You don't need a power wrapper or drying motor. I've built about 15 graphite or fiberglass rods plus 26 bamboo rods without either of these. Running the thread through a book works well, or you can make a simple & cheap tensioning device. If anyone's interested, I could post a picture of the one I use. Rather than using a drying motor, I just turn the blank by hand until the varnish sets up. This takes an hour or two with epoxy, but less than 15 minutes with the fast drying Polyurethane varnish I use on the wraps of my rods.

You can take two different approaches, or something in between. One way would be to build a special custom rod that you'll be proud of. Get a nice cork grip ($20), a high end reel seat ($50-$100) and high quality guides. Do the wraps in your favorite color. Put small signature wraps 14" and 20" from the butt so you can measure the fish you hope to release. Another approach would be to save money by buying a nice blank and putting cheap but usable components on it.

Tom
 

Rob Blomquist

Formerly Tight Loops
#15
Of the rods I fish, I bought 2 and built 5 now, and the 2 that I bought have been rebuilt.

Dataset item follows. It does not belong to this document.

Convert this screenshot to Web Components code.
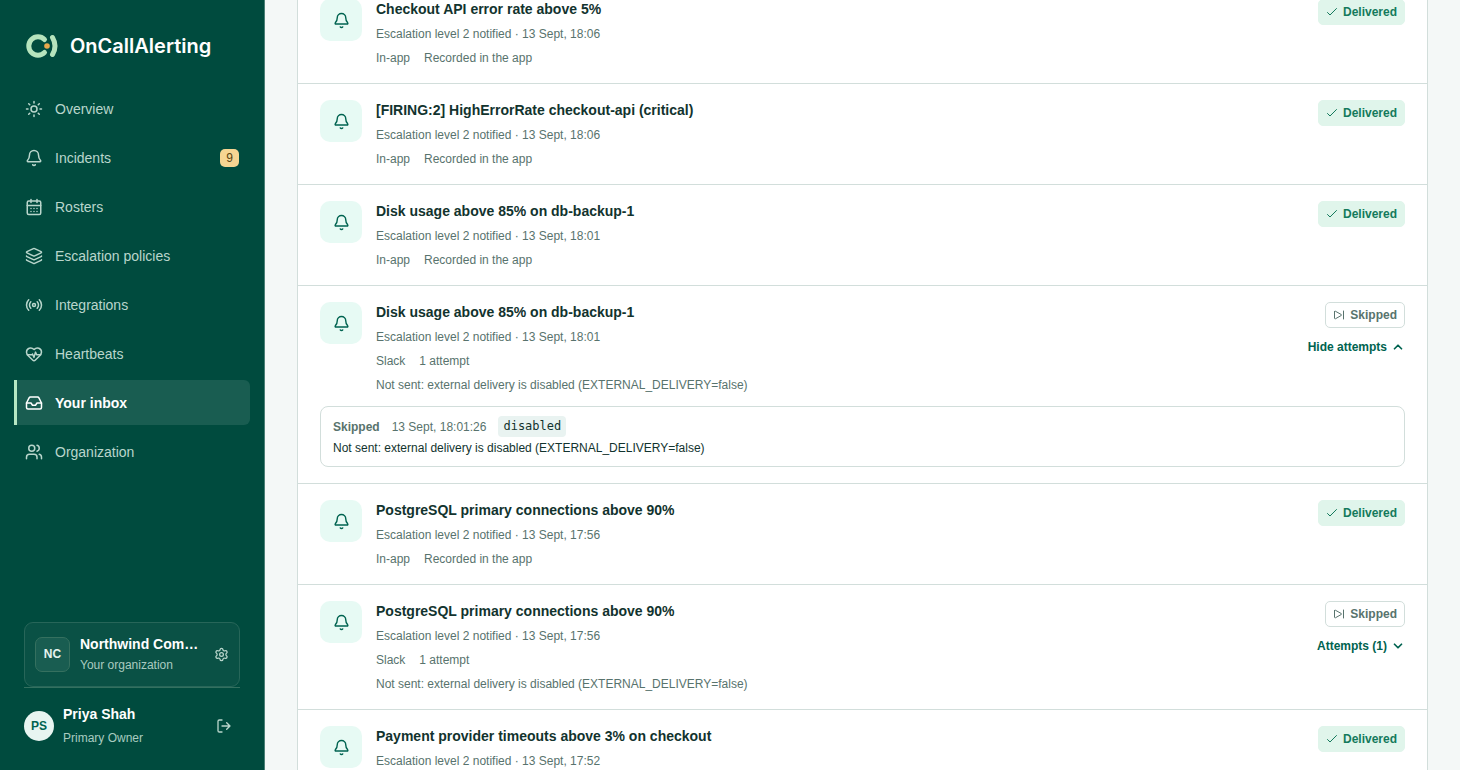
<!DOCTYPE html>
<html lang="en-GB">
<head>
<meta charset="utf-8">
<meta name="viewport" content="width=device-width, initial-scale=1">
<title>Your inbox - OnCallAlerting</title>
<style>
	:root {
		--green-900: #004b3e;
		--green-700: #006350;
		--mint: #b6e8c4;
		--ink: #12332e;
		--muted: #58736d;
		--line: #d2dedb;
		--page: #f4f8f7;
	}

	body {
		margin: 0;
		height: 100vh;
		overflow: hidden;
		background: var(--page);
		color: var(--ink);
		font-family: "Liberation Sans", Arial, sans-serif;
		font-size: 12px;
		line-height: 18px;
	}
</style>
</head>
<body>

<oca-app>
	<oca-sidebar slot="sidebar">
		<oca-nav-item icon="sun">Overview</oca-nav-item>
		<oca-nav-item icon="bell" count="9">Incidents</oca-nav-item>
		<oca-nav-item icon="calendar">Rosters</oca-nav-item>
		<oca-nav-item icon="layers">Escalation policies</oca-nav-item>
		<oca-nav-item icon="radio">Integrations</oca-nav-item>
		<oca-nav-item icon="heart">Heartbeats</oca-nav-item>
		<oca-nav-item icon="inbox" active>Your inbox</oca-nav-item>
		<oca-nav-item icon="users">Organization</oca-nav-item>
		<oca-org slot="footer" initials="NC" name="Northwind Commerce">Your organization</oca-org>
		<oca-profile slot="footer" initials="PS" name="Priya Shah">Primary Owner</oca-profile>
	</oca-sidebar>

	<oca-notification status="delivered" channel="In-app" detail="Recorded in the app" when="13 Sept, 18:06">Checkout API error rate above 5%</oca-notification>
	<oca-notification status="delivered" channel="In-app" detail="Recorded in the app" when="13 Sept, 18:06">[FIRING:2] HighErrorRate checkout-api (critical)</oca-notification>
	<oca-notification status="delivered" channel="In-app" detail="Recorded in the app" when="13 Sept, 18:01">Disk usage above 85% on db-backup-1</oca-notification>
	<oca-notification status="skipped" channel="Slack" detail="1 attempt" when="13 Sept, 18:01" reason="Not sent: external delivery is disabled (EXTERNAL_DELIVERY=false)" attempted="13 Sept, 18:01:26" code="disabled" open>Disk usage above 85% on db-backup-1</oca-notification>
	<oca-notification status="delivered" channel="In-app" detail="Recorded in the app" when="13 Sept, 17:56">PostgreSQL primary connections above 90%</oca-notification>
	<oca-notification status="skipped" channel="Slack" detail="1 attempt" when="13 Sept, 17:56" reason="Not sent: external delivery is disabled (EXTERNAL_DELIVERY=false)" attempted="13 Sept, 17:56:26" code="disabled">PostgreSQL primary connections above 90%</oca-notification>
	<oca-notification status="delivered" channel="In-app" detail="Recorded in the app" when="13 Sept, 17:52">Payment provider timeouts above 3% on checkout</oca-notification>
</oca-app>

<script>
const ICONS = {
	sun: '<circle cx="12" cy="12" r="4"/><path d="M12 2v2M12 20v2M4.93 4.93l1.41 1.41M17.66 17.66l1.41 1.41M2 12h2M20 12h2M6.34 17.66l-1.41 1.41M19.07 4.93l-1.41 1.41"/>',
	bell: '<path d="M10.27 21a2 2 0 0 0 3.46 0"/><path d="M3.26 15.33A1 1 0 0 0 4 17h16a1 1 0 0 0 .74-1.67C19.41 13.96 18 12.5 18 8A6 6 0 0 0 6 8c0 4.5-1.41 5.96-2.74 7.33"/>',
	calendar: '<path d="M8 2v4M16 2v4M3 10h18"/><rect x="3" y="4" width="18" height="18" rx="2"/><path d="M8 14h.01M12 14h.01M16 14h.01M8 18h.01M12 18h.01M16 18h.01"/>',
	layers: '<path d="M12.83 2.18a2 2 0 0 0-1.66 0L2.6 6.08a1 1 0 0 0 0 1.83l8.58 3.91a2 2 0 0 0 1.66 0l8.58-3.9a1 1 0 0 0 0-1.83z"/><path d="M2 12a1 1 0 0 0 .58.91l8.6 3.91a2 2 0 0 0 1.65 0l8.58-3.9A1 1 0 0 0 22 12"/><path d="M2 17a1 1 0 0 0 .58.91l8.6 3.91a2 2 0 0 0 1.65 0l8.58-3.9A1 1 0 0 0 22 17"/>',
	radio: '<path d="M16.25 7.76a6 6 0 0 1 0 8.49M19.08 4.93a10 10 0 0 1 0 14.14M4.93 19.07a10 10 0 0 1 0-14.14M7.75 16.24a6 6 0 0 1 0-8.49"/><circle cx="12" cy="12" r="2"/>',
	heart: '<path d="M2 9.5a5.5 5.5 0 0 1 9.59-3.68.56.56 0 0 0 .82 0A5.49 5.49 0 0 1 22 9.5c0 2.29-1.5 4-3 5.5l-5.49 5.31a2 2 0 0 1-3 .02L5 15c-1.5-1.5-3-3.2-3-5.5"/><path d="M3.22 13H9.5l.5-1 2 4.5 2-7 1.5 3.5h5.27"/>',
	inbox: '<path d="M22 12h-6l-2 3h-4l-2-3H2"/><path d="M5.45 5.11 2 12v6a2 2 0 0 0 2 2h16a2 2 0 0 0 2-2v-6l-3.45-6.89A2 2 0 0 0 16.76 4H7.24a2 2 0 0 0-1.79 1.11z"/>',
	users: '<path d="M16 21v-2a4 4 0 0 0-4-4H6a4 4 0 0 0-4 4v2M16 3.13a4 4 0 0 1 0 7.74M22 21v-2a4 4 0 0 0-3-3.87"/><circle cx="9" cy="7" r="4"/>',
	gear: '<path d="M9.67 4.14a2.34 2.34 0 0 1 4.66 0 2.34 2.34 0 0 0 3.32 1.91 2.34 2.34 0 0 1 2.33 4.03 2.34 2.34 0 0 0 0 3.84 2.34 2.34 0 0 1-2.33 4.03 2.34 2.34 0 0 0-3.32 1.91 2.34 2.34 0 0 1-4.66 0 2.34 2.34 0 0 0-3.32-1.91 2.34 2.34 0 0 1-2.33-4.03 2.34 2.34 0 0 0 0-3.84 2.34 2.34 0 0 1 2.33-4.03 2.34 2.34 0 0 0 3.32-1.91"/><circle cx="12" cy="12" r="3"/>',
	logout: '<path d="m16 17 5-5-5-5M21 12H9M9 21H5a2 2 0 0 1-2-2V5a2 2 0 0 1 2-2h4"/>',
	check: '<path d="m3 13 5 5L21 5"/>',
	skip: '<path d="M3 5.5v13a1.2 1.2 0 0 0 1.9 1l11.6-6.5a1.2 1.2 0 0 0 0-2L4.9 4.5A1.2 1.2 0 0 0 3 5.5zM21 4v16"/>',
	up: '<path d="m18 15-6-6-6 6"/>',
	down: '<path d="m6 9 6 6 6-6"/>'
}

class OcaIcon extends HTMLElement {

	constructor(){
		super()
		this.attachShadow({mode: 'open'})
	}

	static get observedAttributes() {
		return ['name']
	}

	attributeChangedCallback() {
		this.shadowRoot.innerHTML = `
		<style>
			:host{
				display: block;
				flex: none;
				width: 18px;
				height: 18px;
			}
			svg{
				display: block;
				width: 100%;
				height: 100%;
				fill: none;
				stroke: currentColor;
				stroke-width: var(--stroke, 2);
				stroke-linecap: round;
				stroke-linejoin: round;
			}
		</style>
		<svg viewBox="0 0 24 24" aria-hidden="true">${ICONS[this.getAttribute('name')]}</svg>
	`
	}

}

class OcaApp extends HTMLElement {

	constructor(){
		super()
		this.attachShadow({mode: 'open'}).innerHTML = `
		<style>
			:host{
				display: flex;
				height: 100%;
			}
			main{
				flex: 1;
				min-width: 0;
				padding: 0 32px;
				overflow: hidden;
			}
			/* the list is already scrolled a little under the top edge */
			section{
				margin-top: -17px;
				background: #fff;
				border: solid var(--line);
				border-width: 0 1px;
			}
		</style>
		<slot name="sidebar"></slot>
		<main><section aria-label="Notifications"><slot></slot></section></main>
	`
	}

}

class OcaSidebar extends HTMLElement {

	constructor(){
		super()
		this.attachShadow({mode: 'open'}).innerHTML = `
		<style>
			:host{
				display: flex;
				flex: none;
				flex-direction: column;
				box-sizing: border-box;
				width: 265px;
				height: 100%;
				padding: 30px 0 20px;
				background: var(--green-900);
				border-right: 1px solid #4b8076;
				color: #fff;
			}
			.brand{
				display: flex;
				align-items: center;
				gap: 10px;
				margin: 0 24px 24px;
				color: #fff;
				font-family: Inter, "Liberation Sans", sans-serif;
				font-size: 20px;
				font-weight: 600;
				line-height: 32px;
				text-decoration: none;
			}
			.brand svg{
				width: 36px;
				height: 32px;
			}
			nav{
				display: flex;
				flex-direction: column;
				gap: 4px;
				padding: 0 14px;
			}
			footer{
				margin: auto 24px 0;
			}
		</style>
		<a class="brand" href="#">
			<svg viewBox="0 0 36 32" fill="none" stroke-width="5" stroke-linecap="round" aria-hidden="true">
				<path d="M20.5 9.5A9.2 9.2 0 1 0 20.5 22.5" stroke="#b6e4bd"/>
				<path d="M28.500 7.500Q33.500 16 28.500 24.500" stroke="#b6e4bd"/>
				<circle cx="23" cy="16" r="2.800" fill="#e8a94c"/>
			</svg>
			<span>OnCallAlerting</span>
		</a>
		<nav aria-label="Main"><slot></slot></nav>
		<footer><slot name="footer"></slot></footer>
	`
	}

}

class OcaNavItem extends HTMLElement {

	constructor(){
		super()
		this.attachShadow({mode: 'open'})
	}

	connectedCallback() {
		const count = this.getAttribute('count')
		const current = this.hasAttribute('active') ? 'aria-current="page"' : ''

		this.shadowRoot.innerHTML = `
		<style>
			:host{
				display: block;
			}
			a{
				display: flex;
				align-items: center;
				gap: 12px;
				height: 45px;
				padding: 0 11px 0 8px;
				border-left: 3px solid transparent;
				border-radius: 0 6px 6px 0;
				color: #b9d6cc;
				font-size: 14px;
				line-height: 20px;
				text-decoration: none;
			}
			a[aria-current]{
				background: #195d51;
				border-left-color: var(--mint);
				color: #fff;
				font-weight: bold;
			}
			.label{
				flex: 1;
			}
			.count{
				padding: 0 6px;
				border-radius: 5px;
				background: #f6d592;
				color: #5a4210;
				font-size: 12px;
				line-height: 18px;
			}
		</style>
		<a href="#" ${current}>
			<oca-icon name="${this.getAttribute('icon')}"></oca-icon>
			<span class="label"><slot></slot></span>
			${count ? `<span class="count">${count}</span>` : ''}
		</a>
	`
	}

}

class OcaOrg extends HTMLElement {

	constructor(){
		super()
		this.attachShadow({mode: 'open'})
	}

	connectedCallback() {
		this.shadowRoot.innerHTML = `
		<style>
			:host{
				display: block;
			}
			a{
				display: flex;
				align-items: center;
				gap: 10px;
				box-sizing: border-box;
				height: 65px;
				padding: 0 10px;
				background: #0a5145;
				border: 1px solid #276659;
				border-radius: 9px;
				color: #fff;
				text-decoration: none;
			}
			.mark{
				flex: none;
				width: 33px;
				border: 1px solid #35705f;
				border-radius: 7px;
				background: #195d51;
				line-height: 33px;
				font-weight: bold;
				text-align: center;
				color: #e6f4ef;
			}
			.text{
				flex: 1;
				min-width: 0;
			}
			strong, small{
				display: block;
				overflow: hidden;
				white-space: nowrap;
				text-overflow: ellipsis;
			}
			strong{
				font-size: 14px;
				line-height: 20px;
			}
			small{
				font-size: 12px;
				line-height: 22px;
				color: #a9cbc0;
			}
			oca-icon{
				width: 15px;
				height: 15px;
				margin-left: 5px;
				color: #b9d6cc;
			}
		</style>
		<a href="#">
			<span class="mark">${this.getAttribute('initials')}</span>
			<span class="text">
				<strong>${this.getAttribute('name')}</strong>
				<small><slot></slot></small>
			</span>
			<oca-icon name="gear"></oca-icon>
		</a>
	`
	}

}

class OcaProfile extends HTMLElement {

	constructor(){
		super()
		this.attachShadow({mode: 'open'})
	}

	connectedCallback() {
		this.shadowRoot.innerHTML = `
		<style>
			:host{
				display: flex;
				align-items: center;
				gap: 9px;
				padding-top: 14px;
				border-top: 1px solid #33705f;
			}
			.avatar{
				flex: none;
				width: 30px;
				border-radius: 50%;
				background: #e8f5f1;
				color: var(--green-700);
				font-weight: bold;
				line-height: 30px;
				text-align: center;
			}
			.text{
				flex: 1;
			}
			strong, small{
				display: block;
				line-height: 24px;
			}
			strong{
				font-size: 14px;
			}
			small{
				font-size: 12px;
				color: #a9cbc0;
			}
			button{
				padding: 8px;
				border: 0;
				background: none;
				color: #b9d6cc;
			}
			oca-icon{
				width: 16px;
				height: 16px;
			}
		</style>
		<span class="avatar">${this.getAttribute('initials')}</span>
		<span class="text">
			<strong>${this.getAttribute('name')}</strong>
			<small><slot></slot></small>
		</span>
		<button type="button" aria-label="Sign out"><oca-icon name="logout"></oca-icon></button>
	`
	}

}

class OcaStatus extends HTMLElement {

	constructor(){
		super()
		this.attachShadow({mode: 'open'})
	}

	connectedCallback() {
		const icon = this.getAttribute('kind') == 'skipped' ? 'skip' : 'check'

		this.shadowRoot.innerHTML = `
		<style>
			:host{
				display: flex;
				align-items: center;
				gap: 5px;
				padding: 3px 7px;
				border: 1px solid #e0f5eb;
				border-radius: 5px;
				background: #e0f5eb;
				color: #147a5c;
				font-weight: bold;
			}
			:host([kind=skipped]){
				background: #fff;
				border-color: var(--line);
				color: var(--muted);
			}
			oca-icon{
				--stroke: 2;
				width: 12px;
				height: 12px;
			}
		</style>
		<oca-icon name="${icon}"></oca-icon>
		<slot></slot>
	`
	}

}

class OcaNotification extends HTMLElement {

	constructor(){
		super()
		this.attachShadow({mode: 'open'})
	}

	static get observedAttributes() {
		return ['open']
	}

	attributeChangedCallback() {
		if (this.isConnected) this.render()
	}

	connectedCallback() {
		this.render()
	}

	render(){
		const kind = this.getAttribute('status')
		const reason = this.getAttribute('reason')
		const open = this.hasAttribute('open')

		this.shadowRoot.innerHTML = `
		<style>
			:host{
				display: block;
				padding: 16px 22px;
				border-bottom: 1px solid var(--line);
				color: var(--muted);
			}
			.row{
				display: flex;
				align-items: flex-start;
				gap: 14px;
			}
			.tile{
				display: grid;
				place-items: center;
				flex: none;
				width: 42px;
				height: 42px;
				border-radius: 10px;
				background: #e7faf4;
				color: var(--green-700);
			}
			.tile oca-icon{
				width: 17px;
				height: 17px;
			}
			.body{
				display: grid;
				gap: 6px;
				flex: 1;
				min-width: 0;
			}
			h2, p{
				margin: 0;
			}
			h2{
				color: var(--ink);
				font-size: 14px;
				line-height: 20px;
			}
			.meta{
				display: flex;
				gap: 14px;
			}
			.side{
				display: flex;
				flex-direction: column;
				align-items: flex-end;
				gap: 10px;
			}
			button{
				display: flex;
				align-items: center;
				gap: 4px;
				padding: 0;
				border: 0;
				background: none;
				color: var(--green-700);
				font: inherit;
				font-weight: bold;
			}
			button oca-icon{
				--stroke: 3;
				width: 14px;
				height: 14px;
			}
			.attempt{
				margin-top: 12px;
				padding: 9px 12px;
				border: 1px solid var(--line);
				border-radius: 8px;
			}
			.attempt div{
				display: flex;
				align-items: center;
				gap: 12px;
				margin-bottom: 2px;
			}
			.attempt p{
				color: var(--ink);
			}
			code{
				padding: 0 5px;
				border-radius: 4px;
				background: #e9f3f1;
				color: var(--ink);
				font-family: "DejaVu Sans Mono", monospace;
				font-size: 12px;
				line-height: 21px;
			}
		</style>
		<div class="row">
			<span class="tile"><oca-icon name="bell"></oca-icon></span>
			<div class="body">
				<h2><slot></slot></h2>
				<p>Escalation level 2 notified · ${this.getAttribute('when')}</p>
				<p class="meta"><span>${this.getAttribute('channel')}</span><span>${this.getAttribute('detail')}</span></p>
				${reason ? `<p>${reason}</p>` : ''}
			</div>
			<div class="side">
				<oca-status kind="${kind}">${kind == 'skipped' ? 'Skipped' : 'Delivered'}</oca-status>
				${reason ? `<button type="button" aria-expanded="${open}">${open ? 'Hide attempts' : 'Attempts (1)'}<oca-icon name="${open ? 'up' : 'down'}"></oca-icon></button>` : ''}
			</div>
		</div>
		${open ? `
		<div class="attempt">
			<div><strong>Skipped</strong><span>${this.getAttribute('attempted')}</span><code>${this.getAttribute('code')}</code></div>
			<p>${reason}</p>
		</div>` : ''}
	`

		const button = this.shadowRoot.querySelector('button')
		if (button) button.addEventListener('click', () => this.toggleAttribute('open'))
	}

}

customElements.define('oca-icon', OcaIcon)
customElements.define('oca-app', OcaApp)
customElements.define('oca-sidebar', OcaSidebar)
customElements.define('oca-nav-item', OcaNavItem)
customElements.define('oca-org', OcaOrg)
customElements.define('oca-profile', OcaProfile)
customElements.define('oca-status', OcaStatus)
customElements.define('oca-notification', OcaNotification)
</script>
</body>
</html>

In short, unless its a deal, I would never buy another rod prebuilt. first off, the prices are sky high, and they certainly aren't all that spiffy a rod, unless you think plain brown wraps are spiffy.

Now, if you know someone that has the equipment, you could probably use it when he is not. Mine just finished sitting around for 1 year. Now its back in action.

Then again, if you know a guy like me, I might be persuaded to build the rod you want for nothing, or maybe even barter for services or the whole thing.

And then there is the whole other side of rod building: blanks by makers that only rod builders know about. Rainshadow, Dan Craft, Tiger Eye to name a very few of them. And if someone disses any of these without trying one, they have no idea what they are missing.

Come to the darkside. Build a rod or have one built. You will never go back.